IPSE outlines the “debt crisis” among freelancers who were excluded from support. It has urged government to “prepare now” in case there are restrictions to come and more support is needed for self-employed people.
IPSE research has shown that two out of three freelancers’ businesses (67%) were negatively affected by the pandemic and that almost half (47%) saw a decrease of over 40 per cent in turnover.
However, there were significant gaps in support for the sector, leading to almost one in four freelancers (23%) taking on credit card debt to get by.
IPSE research also showed one in seven (14%) used their overdrafts to get by, while more than a quarter (27%) used up all their savings during the pandemic.
Andy Chamberlain, director of policy at IPSE, said: “While the Self-Employment Income Support Scheme (SEISS) has been a vital lifeline for many self-employed people, it cannot be ignored that many others were unable to access it.
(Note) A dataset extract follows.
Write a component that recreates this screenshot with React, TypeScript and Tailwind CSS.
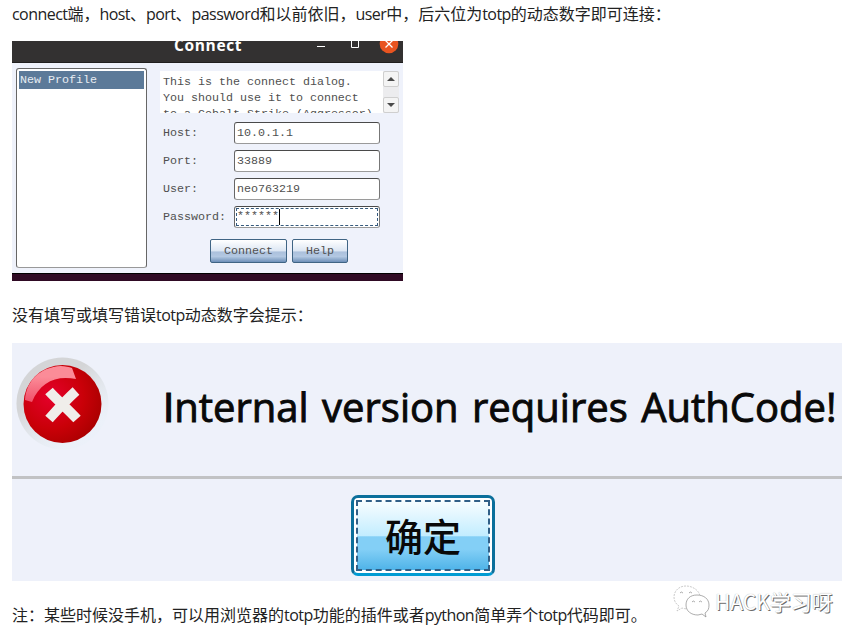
import type { ReactNode } from "react";

const fields = [
  { label: "Host:", value: "10.0.1.1" },
  { label: "Port:", value: "33889" },
  { label: "User:", value: "neo763219" },
];

function Paragraph({ children }: { children: ReactNode }) {
  return (
    <p className="h-6 pl-3 font-['Open_Sans','Noto_Sans_CJK_SC',sans-serif] text-[16px] leading-6 whitespace-nowrap text-[#222]">
      {children}
    </p>
  );
}

function Latin({ children }: { children: ReactNode }) {
  return <span className="tracking-[-0.55px]">{children}</span>;
}

function ScrollButton({ down = false }: { down?: boolean }) {
  return (
    <div className="flex h-4 w-4 items-center justify-center rounded-[2px] border border-[#cfcfcf] bg-[#f4f4f4]">
      <svg width="8" height="4" viewBox="0 0 8 4">
        <path d={down ? "M0 0h8L4 4z" : "M0 4h8L4 0z"} fill="#4a4a4a" />
      </svg>
    </div>
  );
}

function ConnectDialog() {
  return (
    <div className="ml-3 flex h-60 w-[391px] flex-col overflow-hidden bg-[#2f0a24] font-['Liberation_Mono',monospace] text-[11.67px] text-[#505050]">
      {/* Title bar */}
      <div className="flex h-[22px] shrink-0 overflow-hidden border-b border-[#201f1f] bg-[#333131]">
        <div className="-mt-[7px] ml-[162px] w-[142px] font-['Open_Sans',sans-serif] text-[15.5px] leading-[22px] font-bold tracking-[0.65px] text-white">
          Connect
        </div>
        <svg width="87" height="21" viewBox="0 0 87 21" fill="none">
          <path d="M1 5.500h8" stroke="#fff" />
          <path d="M35.500 0v6.500h7V0" stroke="#fff" />
          <circle cx="73" cy="3" r="9.300" fill="#e95420" />
          <path d="M69.500-.5l7 7m0-7l-7 7" stroke="#fff" strokeWidth="1.300" />
        </svg>
      </div>

      {/* Body */}
      <div className="flex h-[211px] shrink-0 border-b border-black bg-[#eff2fb] pt-[5px] pl-1">
        <div className="h-[200px] w-[131px] rounded-[3px] border border-[#666] border-b-[#999] bg-white p-[2px]">
          <div className="h-[18px] bg-[#5c7a99] pl-px leading-[19px] text-[#e8edf2]">New Profile</div>
        </div>

        <div className="ml-[13px] flex w-[239px] flex-col">
          <div className="mt-[3px] flex h-[42px]">
            <div className="w-[223px] overflow-hidden bg-white pt-[3px] pl-[3px] leading-4 whitespace-pre">
              <div>This is the connect dialog.</div>
              <div>You should use it to connect</div>
              <div>to a Cobalt Strike (Aggressor)</div>
            </div>
            <div className="flex w-4 flex-col justify-between bg-[#ececee]">
              <ScrollButton />
              <ScrollButton down />
            </div>
          </div>

          <div className="mt-[9px] flex flex-col gap-[6px]">
            {fields.map((f) => (
              <div key={f.label} className="flex h-[22px] items-center">
                <div className="w-[74px] pt-[2px] pl-[3px]">{f.label}</div>
                <div className="h-[22px] w-[146px] rounded-[3px] border border-[#9a9a9a] border-t-[#4a4a4a] border-r-[#777] border-l-[#666] bg-white pl-[2px] leading-5">
                  {f.value}
                </div>
              </div>
            ))}
            <div className="flex h-[22px] items-center">
              <div className="w-[74px] pt-[2px] pl-[3px]">Password:</div>
              <div className="h-[22px] w-[146px] rounded-[3px] border border-[#9a9a9a] border-t-[#4a4a4a] border-r-[#777] border-l-[#666] bg-white p-px">
                <div className="flex h-[18px] border border-dashed border-[#365a7d] leading-[14px]">
                  <span>******</span>
                  <span className="h-4 w-px bg-black" />
                </div>
              </div>
            </div>
          </div>

          <div className="mt-[11px] flex gap-[5px] pl-[50px] leading-[23px]">
            <button className="h-6 w-[77px] rounded-[2px] border border-[#3f6484] bg-[linear-gradient(#fff,#dce6f3_50%,#abc0dc_54%,#b3c8e2_75%,#6d8fb8)]">
              Connect
            </button>
            <button className="h-6 w-[56px] rounded-[2px] border border-[#3f6484] bg-[linear-gradient(#fff,#dce6f3_50%,#abc0dc_54%,#b3c8e2_75%,#6d8fb8)]">
              Help
            </button>
          </div>
        </div>
      </div>
    </div>
  );
}

function ErrorIcon() {
  return (
    <svg className="shrink-0" width="100" height="110" viewBox="0 0 100 110">
      <defs>
        <radialGradient id="red" cx="35%" cy="40%" r="70%">
          <stop offset="0" stopColor="#e5002b" />
          <stop offset="0.600" stopColor="#c90008" />
          <stop offset="1" stopColor="#a90000" />
        </radialGradient>
        <linearGradient id="ring" x1="0" y1="0" x2="0.700" y2="1">
          <stop offset="0.400" stopColor="#d4d5d7" />
          <stop offset="0.900" stopColor="#e7f0f7" stopOpacity="0.300" />
        </linearGradient>
        <linearGradient id="gloss" x1="0" y1="0" x2="0" y2="1">
          <stop offset="0.300" stopColor="#fb8c98" />
          <stop offset="1" stopColor="#f0506a" />
        </linearGradient>
      </defs>
      <circle cx="50.500" cy="60.500" r="46" fill="url(#ring)" />
      <circle cx="50.500" cy="61" r="39" fill="url(#red)" />
      <path d="M13 57C14 38 28 24 49 23c4 0 8 1 11 2l4 11C44 32 28 39 20 59z" fill="url(#gloss)" />
      <path d="M37 48c7 8 18 17 28 28M64 48C53 58 46 66 37 76" fill="none" stroke="#f0eeea" strokeWidth="10" />
    </svg>
  );
}

function ErrorDialog() {
  return (
    <div className="ml-3 h-[238px] w-[830px] overflow-hidden bg-[#eef1fa]">
      <div className="flex h-[136px] border-b-[3px] border-[#c1c2c4]">
        <ErrorIcon />
        <div className="ml-[51px] pt-[37px] font-['Open_Sans',sans-serif] text-[40px] leading-[54px] [word-spacing:3px] whitespace-nowrap text-[#090909] [-webkit-text-stroke:0.9px_#090909]">
          <span className="font-['Lato',sans-serif]">I</span>nternal version requires AuthCode!
        </div>
      </div>
      <div className="flex justify-center pt-4 pr-[8px]">
        <button className="h-[81px] w-[144px] rounded-[7px] border-[3px] border-[#0b6f9b] border-b-[#009bd3] bg-white p-[3px]">
          <span className="flex h-full items-center justify-center bg-[linear-gradient(#f8fdff,#c3edff_50%,#83cff6_52%,#83cff6_70%,#4fb3e8)] pb-[1px] font-['Noto_Sans_CJK_SC',sans-serif] text-[38px] leading-[60px] font-medium text-[#090909] outline-2 -outline-offset-1 outline-[#315f87] outline-dashed">
            确定
          </span>
        </button>
      </div>
    </div>
  );
}

function Watermark() {
  return (
    <div className="absolute top-[584px] left-[673px] flex">
      <svg width="38" height="34" viewBox="0 0 38 34" fill="#fff" stroke="#8a8a8a" strokeWidth="0.700">
        <path d="M13 2C6 2 1 7 1 13c0 4 2 7 5 9l-2 5 5-3c9 3 18-2 18-11C27 7 20 2 13 2z" stroke="#b5b5b5" strokeDasharray="2 1" />
        <path d="M24 11c-7 0-11 4-11 10s5 10 12 10l4-1 4 3-1-4c3-2 4-4 4-8 0-6-5-10-12-10z" />
        <path d="M7 9q1-2 3 0M16 9q1-2 3 0M19 18q1-2 3 0M26 18q1-2 3 0" fill="none" />
      </svg>
      <div className="ml-[4px] font-['Noto_Sans_CJK_SC',sans-serif] text-[21px] leading-[35px] whitespace-nowrap text-white [text-shadow:1px_1px_0_#6b6b6b,0_0_1px_#a0a0a0]">
        HACK学习呀
      </div>
    </div>
  );
}

export default function App() {
  return (
    <div className="relative h-[640px] w-[860px] overflow-hidden bg-white pt-[2px]">
      <Paragraph>
        <Latin>connect</Latin>端，<Latin>host</Latin>、<Latin>port</Latin>、<Latin>password</Latin>
        和以前依旧，<Latin>user</Latin>中，后六位为<Latin>totp</Latin>的动态数字即可连接：
      </Paragraph>
      <div className="mt-[15px]">
        <ConnectDialog />
      </div>
      <div className="mt-[22px]">
        <Paragraph>
          没有填写或填写错误<Latin>totp</Latin>动态数字会提示：
        </Paragraph>
      </div>
      <div className="mt-[16px]">
        <ErrorDialog />
      </div>
      <div className="mt-[22px]">
        <Paragraph>
          注：某些时候没手机，可以用浏览器的<Latin>totp</Latin>功能的插件或者<Latin>python</Latin>简单弄个
          <Latin>totp</Latin>代码即可。
        </Paragraph>
      </div>
      <Watermark />
    </div>
  );
}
“There were approximately 1.5 million newly self-employed people, limited company directors and others who were excluded. (The total including other worker groups may run up to over 3 million.)
“These excluded groups have now been driven into a debt crisis, and we urge government to look at the situation and consider debt relief measures to get these freelancers back on their feet.
“SEISS may be ending, but the financial consequences of the pandemic – and of the exclusion of so many freelancers from support – will be felt for years to come.
“We also urge government to plan now for better support if there are renewed restrictions this winter.
“The exclusion debacle was a disaster for millions of freelancers and others across the country: this must not happen again.”